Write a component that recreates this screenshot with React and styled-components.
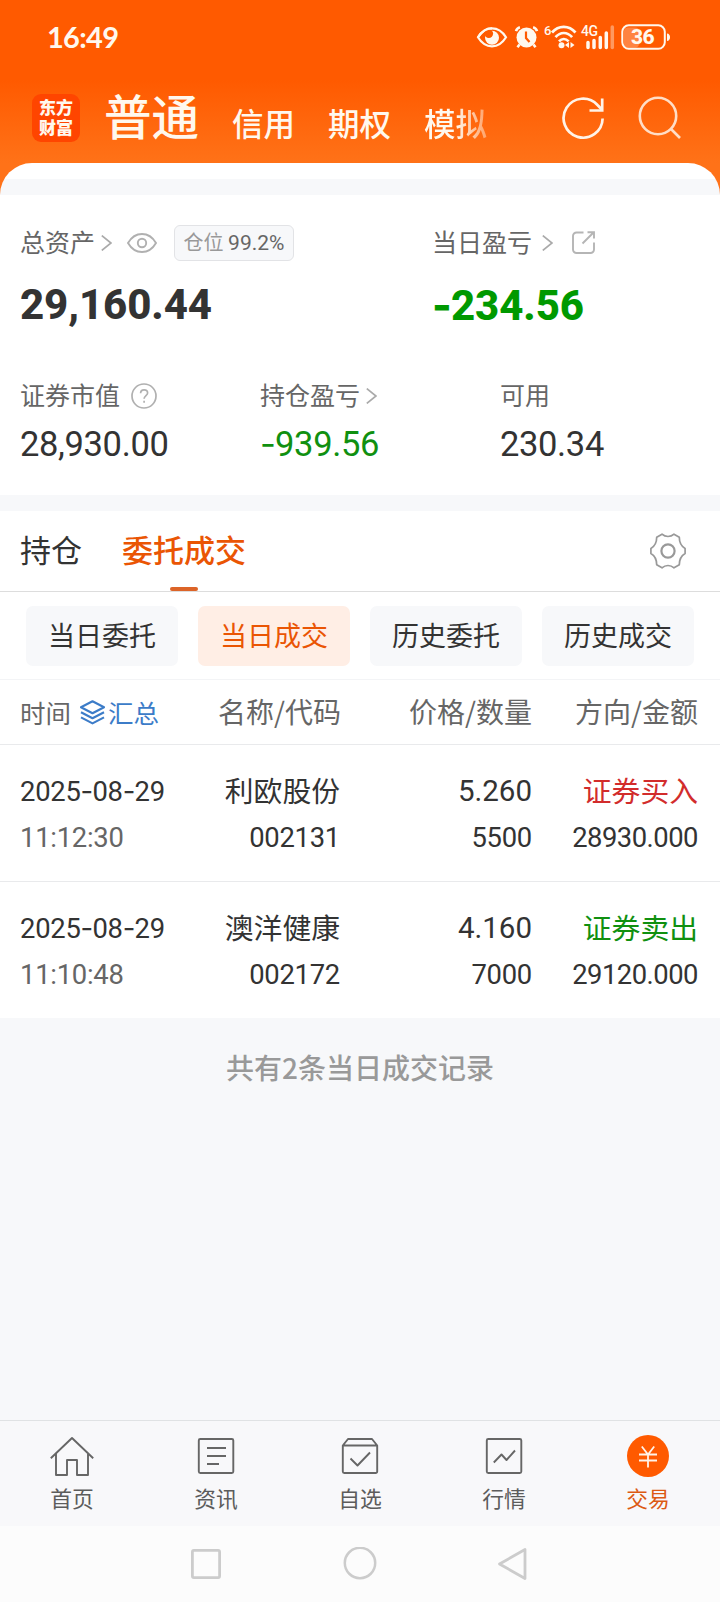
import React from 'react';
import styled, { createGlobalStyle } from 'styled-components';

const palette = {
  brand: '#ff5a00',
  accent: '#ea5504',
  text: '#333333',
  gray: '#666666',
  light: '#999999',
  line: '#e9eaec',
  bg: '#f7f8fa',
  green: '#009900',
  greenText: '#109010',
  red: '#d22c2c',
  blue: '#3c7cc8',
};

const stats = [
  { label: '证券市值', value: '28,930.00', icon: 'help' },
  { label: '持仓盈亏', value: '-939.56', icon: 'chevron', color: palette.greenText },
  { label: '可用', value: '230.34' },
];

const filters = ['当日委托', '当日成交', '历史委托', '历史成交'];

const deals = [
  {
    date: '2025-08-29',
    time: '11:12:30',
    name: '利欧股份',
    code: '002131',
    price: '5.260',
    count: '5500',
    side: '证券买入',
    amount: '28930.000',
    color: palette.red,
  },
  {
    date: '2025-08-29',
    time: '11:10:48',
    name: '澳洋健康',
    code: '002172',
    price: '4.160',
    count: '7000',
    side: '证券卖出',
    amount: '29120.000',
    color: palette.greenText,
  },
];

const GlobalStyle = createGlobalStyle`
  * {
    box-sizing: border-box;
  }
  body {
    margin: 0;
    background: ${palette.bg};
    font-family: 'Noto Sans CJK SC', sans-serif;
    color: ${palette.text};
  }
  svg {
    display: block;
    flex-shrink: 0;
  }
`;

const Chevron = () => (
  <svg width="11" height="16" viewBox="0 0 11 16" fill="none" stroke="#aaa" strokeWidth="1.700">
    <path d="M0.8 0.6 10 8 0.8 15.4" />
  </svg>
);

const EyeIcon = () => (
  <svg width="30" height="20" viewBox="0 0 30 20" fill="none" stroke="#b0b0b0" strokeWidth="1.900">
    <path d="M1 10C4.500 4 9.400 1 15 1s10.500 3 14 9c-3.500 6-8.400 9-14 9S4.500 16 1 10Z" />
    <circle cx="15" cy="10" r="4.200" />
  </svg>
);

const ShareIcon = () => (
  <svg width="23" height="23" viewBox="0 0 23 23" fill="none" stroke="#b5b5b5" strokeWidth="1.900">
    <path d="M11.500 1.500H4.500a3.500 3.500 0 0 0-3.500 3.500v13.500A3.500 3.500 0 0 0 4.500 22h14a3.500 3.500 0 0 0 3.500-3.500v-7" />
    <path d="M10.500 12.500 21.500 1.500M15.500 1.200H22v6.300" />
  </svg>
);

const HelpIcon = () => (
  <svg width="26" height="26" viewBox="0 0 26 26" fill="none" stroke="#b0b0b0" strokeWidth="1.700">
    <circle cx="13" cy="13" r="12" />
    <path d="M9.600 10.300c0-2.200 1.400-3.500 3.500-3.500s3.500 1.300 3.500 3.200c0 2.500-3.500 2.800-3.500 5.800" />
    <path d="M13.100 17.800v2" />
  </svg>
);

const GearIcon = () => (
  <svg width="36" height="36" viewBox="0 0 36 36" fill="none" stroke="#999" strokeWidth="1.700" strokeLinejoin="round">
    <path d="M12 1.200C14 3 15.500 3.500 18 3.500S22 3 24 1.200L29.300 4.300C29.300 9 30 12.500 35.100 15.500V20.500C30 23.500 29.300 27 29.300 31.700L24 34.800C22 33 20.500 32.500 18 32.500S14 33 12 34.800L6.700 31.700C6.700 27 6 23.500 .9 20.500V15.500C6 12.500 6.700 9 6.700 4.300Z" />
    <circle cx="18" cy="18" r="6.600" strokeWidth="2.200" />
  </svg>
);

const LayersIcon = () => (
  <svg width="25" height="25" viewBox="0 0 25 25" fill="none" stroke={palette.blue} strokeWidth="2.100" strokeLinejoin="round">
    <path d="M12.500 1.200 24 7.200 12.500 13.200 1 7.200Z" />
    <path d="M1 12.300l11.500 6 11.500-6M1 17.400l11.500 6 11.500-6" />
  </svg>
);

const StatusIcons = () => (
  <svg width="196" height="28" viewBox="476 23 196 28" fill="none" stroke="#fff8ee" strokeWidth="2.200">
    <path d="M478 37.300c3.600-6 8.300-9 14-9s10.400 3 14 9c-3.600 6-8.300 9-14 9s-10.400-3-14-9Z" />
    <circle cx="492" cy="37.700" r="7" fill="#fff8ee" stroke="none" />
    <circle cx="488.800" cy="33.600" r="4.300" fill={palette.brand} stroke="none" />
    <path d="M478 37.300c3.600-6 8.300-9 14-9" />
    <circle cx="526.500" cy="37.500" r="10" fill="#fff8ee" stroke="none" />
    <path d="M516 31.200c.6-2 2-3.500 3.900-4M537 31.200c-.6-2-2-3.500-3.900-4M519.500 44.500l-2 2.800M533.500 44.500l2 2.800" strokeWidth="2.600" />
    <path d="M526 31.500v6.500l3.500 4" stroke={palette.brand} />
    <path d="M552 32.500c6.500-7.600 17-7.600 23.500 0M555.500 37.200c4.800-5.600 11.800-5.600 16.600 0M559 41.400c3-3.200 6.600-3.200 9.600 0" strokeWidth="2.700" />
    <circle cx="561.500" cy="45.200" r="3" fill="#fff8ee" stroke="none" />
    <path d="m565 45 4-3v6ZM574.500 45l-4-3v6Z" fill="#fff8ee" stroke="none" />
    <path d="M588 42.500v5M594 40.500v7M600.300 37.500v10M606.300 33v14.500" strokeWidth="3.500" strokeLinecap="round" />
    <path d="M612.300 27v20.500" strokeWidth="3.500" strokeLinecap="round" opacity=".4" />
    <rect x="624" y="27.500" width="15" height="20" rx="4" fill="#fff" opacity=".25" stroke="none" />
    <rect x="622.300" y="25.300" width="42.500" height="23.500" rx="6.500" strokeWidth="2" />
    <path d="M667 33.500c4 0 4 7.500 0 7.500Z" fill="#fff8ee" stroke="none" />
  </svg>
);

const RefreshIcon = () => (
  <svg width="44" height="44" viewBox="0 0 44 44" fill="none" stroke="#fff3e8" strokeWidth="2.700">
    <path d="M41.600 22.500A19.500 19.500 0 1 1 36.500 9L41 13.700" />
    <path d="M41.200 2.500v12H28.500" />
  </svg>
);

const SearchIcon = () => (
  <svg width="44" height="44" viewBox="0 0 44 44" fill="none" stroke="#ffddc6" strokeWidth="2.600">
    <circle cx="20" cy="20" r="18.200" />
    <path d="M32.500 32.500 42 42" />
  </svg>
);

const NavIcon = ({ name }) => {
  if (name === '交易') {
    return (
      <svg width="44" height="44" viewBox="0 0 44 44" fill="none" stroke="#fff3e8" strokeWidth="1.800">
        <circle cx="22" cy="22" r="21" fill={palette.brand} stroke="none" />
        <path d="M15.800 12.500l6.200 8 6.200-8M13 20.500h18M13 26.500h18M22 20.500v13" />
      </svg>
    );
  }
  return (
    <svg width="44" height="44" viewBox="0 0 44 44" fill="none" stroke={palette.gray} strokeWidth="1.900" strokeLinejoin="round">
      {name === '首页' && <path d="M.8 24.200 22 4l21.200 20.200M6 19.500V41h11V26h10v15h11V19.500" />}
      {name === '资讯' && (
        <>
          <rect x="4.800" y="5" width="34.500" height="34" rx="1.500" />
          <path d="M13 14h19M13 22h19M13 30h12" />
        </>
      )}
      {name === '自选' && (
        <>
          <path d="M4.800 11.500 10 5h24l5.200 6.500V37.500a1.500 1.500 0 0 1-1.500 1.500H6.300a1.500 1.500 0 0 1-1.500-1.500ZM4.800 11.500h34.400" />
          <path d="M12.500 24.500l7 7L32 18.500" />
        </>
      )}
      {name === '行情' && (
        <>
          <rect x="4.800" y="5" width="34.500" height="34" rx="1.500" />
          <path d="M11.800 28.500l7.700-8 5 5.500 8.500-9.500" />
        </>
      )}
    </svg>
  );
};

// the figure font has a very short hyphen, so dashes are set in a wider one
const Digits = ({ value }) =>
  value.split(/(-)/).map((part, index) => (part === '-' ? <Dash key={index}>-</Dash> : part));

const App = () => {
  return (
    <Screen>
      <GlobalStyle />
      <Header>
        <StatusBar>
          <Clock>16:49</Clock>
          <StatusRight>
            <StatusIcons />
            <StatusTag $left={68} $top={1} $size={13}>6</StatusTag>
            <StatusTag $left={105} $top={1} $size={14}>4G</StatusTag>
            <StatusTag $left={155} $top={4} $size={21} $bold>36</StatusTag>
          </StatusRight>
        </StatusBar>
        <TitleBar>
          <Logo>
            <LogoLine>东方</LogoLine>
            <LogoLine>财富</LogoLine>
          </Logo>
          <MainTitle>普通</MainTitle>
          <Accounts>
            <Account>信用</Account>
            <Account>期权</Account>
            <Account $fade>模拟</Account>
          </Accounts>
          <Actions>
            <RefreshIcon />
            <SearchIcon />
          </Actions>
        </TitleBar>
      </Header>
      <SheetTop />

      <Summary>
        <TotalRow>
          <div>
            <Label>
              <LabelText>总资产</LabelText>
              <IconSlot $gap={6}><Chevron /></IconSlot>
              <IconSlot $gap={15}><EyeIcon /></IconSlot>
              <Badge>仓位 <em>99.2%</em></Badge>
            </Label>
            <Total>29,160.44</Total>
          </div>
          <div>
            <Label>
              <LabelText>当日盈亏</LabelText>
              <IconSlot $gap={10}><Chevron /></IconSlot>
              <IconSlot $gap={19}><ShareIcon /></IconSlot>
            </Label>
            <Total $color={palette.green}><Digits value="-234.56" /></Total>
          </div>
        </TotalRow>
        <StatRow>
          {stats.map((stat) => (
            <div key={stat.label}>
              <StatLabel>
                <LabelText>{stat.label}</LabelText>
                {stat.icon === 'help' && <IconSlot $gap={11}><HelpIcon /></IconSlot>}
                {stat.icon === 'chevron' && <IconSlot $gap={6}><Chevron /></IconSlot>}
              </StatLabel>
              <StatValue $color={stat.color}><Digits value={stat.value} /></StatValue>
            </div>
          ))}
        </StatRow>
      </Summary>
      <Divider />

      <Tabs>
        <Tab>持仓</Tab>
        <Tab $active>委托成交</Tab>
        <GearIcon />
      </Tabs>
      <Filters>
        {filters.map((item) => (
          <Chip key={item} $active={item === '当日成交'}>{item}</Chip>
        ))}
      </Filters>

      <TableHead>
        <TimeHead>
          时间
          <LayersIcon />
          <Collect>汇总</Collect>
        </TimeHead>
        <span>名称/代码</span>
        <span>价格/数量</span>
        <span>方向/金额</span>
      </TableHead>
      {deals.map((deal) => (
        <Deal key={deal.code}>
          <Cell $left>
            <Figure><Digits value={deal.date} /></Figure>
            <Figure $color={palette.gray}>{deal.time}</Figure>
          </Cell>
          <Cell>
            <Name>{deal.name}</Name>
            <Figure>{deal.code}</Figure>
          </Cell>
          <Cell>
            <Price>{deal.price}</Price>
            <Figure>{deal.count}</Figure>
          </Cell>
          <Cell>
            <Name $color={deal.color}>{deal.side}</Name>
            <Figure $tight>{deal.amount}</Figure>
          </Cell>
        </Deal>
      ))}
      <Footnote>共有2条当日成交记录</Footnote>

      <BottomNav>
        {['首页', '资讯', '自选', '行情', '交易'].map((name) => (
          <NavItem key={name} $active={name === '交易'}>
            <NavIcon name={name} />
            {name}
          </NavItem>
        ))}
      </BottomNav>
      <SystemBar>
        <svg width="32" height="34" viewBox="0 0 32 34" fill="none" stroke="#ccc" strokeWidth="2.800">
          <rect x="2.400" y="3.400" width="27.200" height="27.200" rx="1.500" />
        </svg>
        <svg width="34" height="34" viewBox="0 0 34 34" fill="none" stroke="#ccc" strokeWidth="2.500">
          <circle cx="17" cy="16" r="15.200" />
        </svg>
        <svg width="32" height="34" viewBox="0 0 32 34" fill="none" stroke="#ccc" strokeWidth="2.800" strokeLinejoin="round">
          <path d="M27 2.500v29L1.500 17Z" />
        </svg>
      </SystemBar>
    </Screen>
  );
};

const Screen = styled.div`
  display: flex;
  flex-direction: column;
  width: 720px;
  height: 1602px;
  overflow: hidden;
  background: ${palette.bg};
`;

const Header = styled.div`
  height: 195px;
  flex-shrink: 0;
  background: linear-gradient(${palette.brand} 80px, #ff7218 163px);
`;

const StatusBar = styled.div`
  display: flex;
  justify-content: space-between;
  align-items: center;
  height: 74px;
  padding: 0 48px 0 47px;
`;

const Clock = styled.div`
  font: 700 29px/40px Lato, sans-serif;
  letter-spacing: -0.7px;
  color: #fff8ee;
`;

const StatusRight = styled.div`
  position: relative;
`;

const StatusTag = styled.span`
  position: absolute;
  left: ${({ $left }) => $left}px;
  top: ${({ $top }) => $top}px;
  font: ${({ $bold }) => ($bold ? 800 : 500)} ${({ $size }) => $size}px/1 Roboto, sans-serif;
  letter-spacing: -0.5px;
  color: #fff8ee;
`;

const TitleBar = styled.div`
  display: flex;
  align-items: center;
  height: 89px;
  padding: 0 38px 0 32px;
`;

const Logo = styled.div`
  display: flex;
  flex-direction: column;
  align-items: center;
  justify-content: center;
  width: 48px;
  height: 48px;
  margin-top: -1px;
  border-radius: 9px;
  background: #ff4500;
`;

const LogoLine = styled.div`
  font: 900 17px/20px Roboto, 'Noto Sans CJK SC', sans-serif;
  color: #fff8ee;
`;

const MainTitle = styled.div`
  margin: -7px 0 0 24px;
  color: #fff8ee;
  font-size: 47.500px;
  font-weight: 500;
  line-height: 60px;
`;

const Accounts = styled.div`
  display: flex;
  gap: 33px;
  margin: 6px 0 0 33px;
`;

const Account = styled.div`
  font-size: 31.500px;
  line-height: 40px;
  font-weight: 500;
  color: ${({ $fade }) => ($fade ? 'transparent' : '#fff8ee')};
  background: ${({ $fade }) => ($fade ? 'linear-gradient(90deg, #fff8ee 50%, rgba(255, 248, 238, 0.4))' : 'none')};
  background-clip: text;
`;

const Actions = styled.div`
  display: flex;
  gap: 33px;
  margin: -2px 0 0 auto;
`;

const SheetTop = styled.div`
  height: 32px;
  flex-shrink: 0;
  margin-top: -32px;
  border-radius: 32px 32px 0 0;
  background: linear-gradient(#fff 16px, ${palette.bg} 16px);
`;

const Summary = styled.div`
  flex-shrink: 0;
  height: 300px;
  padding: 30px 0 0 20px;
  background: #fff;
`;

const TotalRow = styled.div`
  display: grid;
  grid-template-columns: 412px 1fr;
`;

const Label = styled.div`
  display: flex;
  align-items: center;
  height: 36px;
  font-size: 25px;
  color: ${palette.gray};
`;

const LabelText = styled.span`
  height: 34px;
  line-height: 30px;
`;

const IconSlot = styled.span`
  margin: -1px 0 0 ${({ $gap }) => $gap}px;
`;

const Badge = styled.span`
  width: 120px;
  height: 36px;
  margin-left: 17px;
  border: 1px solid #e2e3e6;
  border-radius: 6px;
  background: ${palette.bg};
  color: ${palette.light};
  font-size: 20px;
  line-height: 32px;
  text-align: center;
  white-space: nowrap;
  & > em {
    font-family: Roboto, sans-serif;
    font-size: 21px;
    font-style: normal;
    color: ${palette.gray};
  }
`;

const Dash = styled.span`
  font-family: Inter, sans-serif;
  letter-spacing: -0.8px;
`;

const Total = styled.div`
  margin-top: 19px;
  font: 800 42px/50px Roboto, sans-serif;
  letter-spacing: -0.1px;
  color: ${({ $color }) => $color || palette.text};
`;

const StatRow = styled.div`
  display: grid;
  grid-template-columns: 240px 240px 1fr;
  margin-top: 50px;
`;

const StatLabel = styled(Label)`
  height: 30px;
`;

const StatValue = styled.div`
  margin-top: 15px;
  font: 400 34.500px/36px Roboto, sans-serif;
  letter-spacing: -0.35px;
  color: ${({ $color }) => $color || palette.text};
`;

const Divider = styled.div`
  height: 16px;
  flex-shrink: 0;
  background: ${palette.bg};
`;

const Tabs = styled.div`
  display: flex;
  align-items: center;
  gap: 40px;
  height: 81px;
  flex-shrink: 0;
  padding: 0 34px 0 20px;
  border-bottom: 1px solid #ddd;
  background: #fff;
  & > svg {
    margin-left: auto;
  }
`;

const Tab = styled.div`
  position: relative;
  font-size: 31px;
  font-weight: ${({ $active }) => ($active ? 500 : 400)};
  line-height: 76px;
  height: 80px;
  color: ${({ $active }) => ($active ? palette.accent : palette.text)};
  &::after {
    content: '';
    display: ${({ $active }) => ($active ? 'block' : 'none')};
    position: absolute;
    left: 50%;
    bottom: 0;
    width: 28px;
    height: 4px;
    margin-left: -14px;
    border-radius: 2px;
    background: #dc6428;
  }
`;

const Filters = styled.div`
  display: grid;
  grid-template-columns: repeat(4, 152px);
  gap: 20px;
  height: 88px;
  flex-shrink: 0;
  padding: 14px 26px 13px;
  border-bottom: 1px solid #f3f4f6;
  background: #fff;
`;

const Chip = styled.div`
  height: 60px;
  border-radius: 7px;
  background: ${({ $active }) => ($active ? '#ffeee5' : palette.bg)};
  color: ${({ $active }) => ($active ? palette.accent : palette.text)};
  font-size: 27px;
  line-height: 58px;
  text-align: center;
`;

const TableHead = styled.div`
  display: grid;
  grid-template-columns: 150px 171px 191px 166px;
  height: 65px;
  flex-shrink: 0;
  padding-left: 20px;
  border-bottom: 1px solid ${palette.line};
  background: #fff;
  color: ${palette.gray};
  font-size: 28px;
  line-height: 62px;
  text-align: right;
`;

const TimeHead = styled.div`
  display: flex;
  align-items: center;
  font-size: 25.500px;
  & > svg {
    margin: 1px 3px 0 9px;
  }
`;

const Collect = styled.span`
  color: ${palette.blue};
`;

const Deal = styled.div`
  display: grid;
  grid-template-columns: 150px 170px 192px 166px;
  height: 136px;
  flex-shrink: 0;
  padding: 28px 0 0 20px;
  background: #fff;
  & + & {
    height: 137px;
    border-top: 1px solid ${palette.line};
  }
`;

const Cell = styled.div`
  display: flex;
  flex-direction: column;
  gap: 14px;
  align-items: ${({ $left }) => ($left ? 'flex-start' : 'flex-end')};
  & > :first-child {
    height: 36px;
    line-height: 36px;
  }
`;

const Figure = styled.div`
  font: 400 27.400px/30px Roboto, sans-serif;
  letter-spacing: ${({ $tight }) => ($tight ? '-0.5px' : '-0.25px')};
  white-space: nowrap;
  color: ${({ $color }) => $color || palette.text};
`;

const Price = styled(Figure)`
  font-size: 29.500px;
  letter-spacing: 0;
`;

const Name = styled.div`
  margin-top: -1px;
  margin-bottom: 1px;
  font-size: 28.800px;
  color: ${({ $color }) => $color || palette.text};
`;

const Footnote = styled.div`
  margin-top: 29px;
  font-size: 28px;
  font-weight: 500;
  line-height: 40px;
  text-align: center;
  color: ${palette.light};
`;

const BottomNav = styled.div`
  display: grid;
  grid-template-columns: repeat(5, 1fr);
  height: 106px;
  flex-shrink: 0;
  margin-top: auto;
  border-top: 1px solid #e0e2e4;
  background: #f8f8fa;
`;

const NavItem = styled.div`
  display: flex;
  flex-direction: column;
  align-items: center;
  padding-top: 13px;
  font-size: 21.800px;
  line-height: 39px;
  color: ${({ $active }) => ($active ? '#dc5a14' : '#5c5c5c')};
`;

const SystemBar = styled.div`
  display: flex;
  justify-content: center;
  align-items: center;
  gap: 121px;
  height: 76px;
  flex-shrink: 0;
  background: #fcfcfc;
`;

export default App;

= = = = = = =

→ **Problem requirements**
Repeat only the lines from the beginning of the material through the line containing "const filters = ['当日委托', '当日成交', '历史委托', '历史成交'];", both ends kept, leaving pictures out.

→ **Answer to the task**
Write a component that recreates this screenshot with React and styled-components.
import React from 'react';
import styled, { createGlobalStyle } from 'styled-components';

const palette = {
  brand: '#ff5a00',
  accent: '#ea5504',
  text: '#333333',
  gray: '#666666',
  light: '#999999',
  line: '#e9eaec',
  bg: '#f7f8fa',
  green: '#009900',
  greenText: '#109010',
  red: '#d22c2c',
  blue: '#3c7cc8',
};

const stats = [
  { label: '证券市值', value: '28,930.00', icon: 'help' },
  { label: '持仓盈亏', value: '-939.56', icon: 'chevron', color: palette.greenText },
  { label: '可用', value: '230.34' },
];

const filters = ['当日委托', '当日成交', '历史委托', '历史成交'];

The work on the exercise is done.